Simulations of the annual Caribbean temperature in the 20th century (1980–1999) by the MMD models give an average that agrees closely with climatology, differing by less than 0.1°C. The inter-quartile range difference between individual models and climatology ranged from –0.3°C to +0.3°C. Thus, the models have good skill in simulating annual temperature. The average of the MMD simulations of precipitation, however, underestimates the observed precipitation by approximately 30%. The deviations in individual models range from –64 to +20%, a much greater range than the deviations in temperature simulations. Recently the Parallel Climate Model (at T42 resolution – about 3.75 degrees), a fully coupled global climate model, was found to be capable of simulating the main climate features over the Caribbean region (Angeles et al., 2007), but it also underestimated the area average precipitation across the Caribbean.

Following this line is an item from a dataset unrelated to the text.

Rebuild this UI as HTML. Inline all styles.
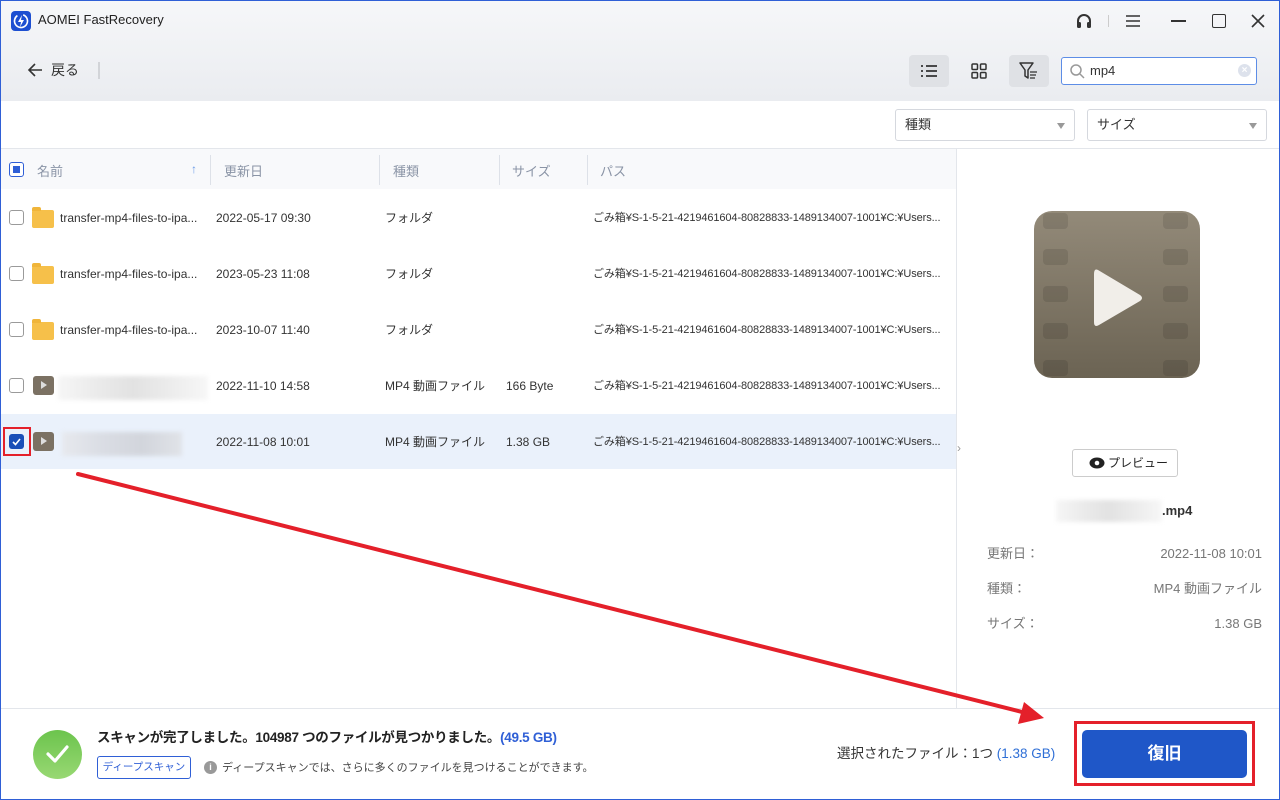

Martinez-Castro et al. (2006), in a sensitivity experiment, conclude that the Regional Climate Model (RegCM3), using the Anthes-Kuo cumulus parametrization scheme, can be used for long-term area-averaged climatology.
188.8.131.52 Indian Ocean
For annual temperature in the Indian Ocean in the 20th century (1980–1999), the mean value of the MMD outputs overestimated the climatology by 0.6°C, with 50% of deviations ranging from 0.2°C to 1.0°C. For rainfall, the multi-model ensemble average was only slightly below the mean precipitation by 3%, and the model deviations ranged from –22 to +20%. There are, however, problems with the simulation of year-to-year variation. Many of the important climatic effects of the MJO, including its impacts on rainfall variability in the monsoons, are still poorly simulated by contemporary climate models (see Section 8.4).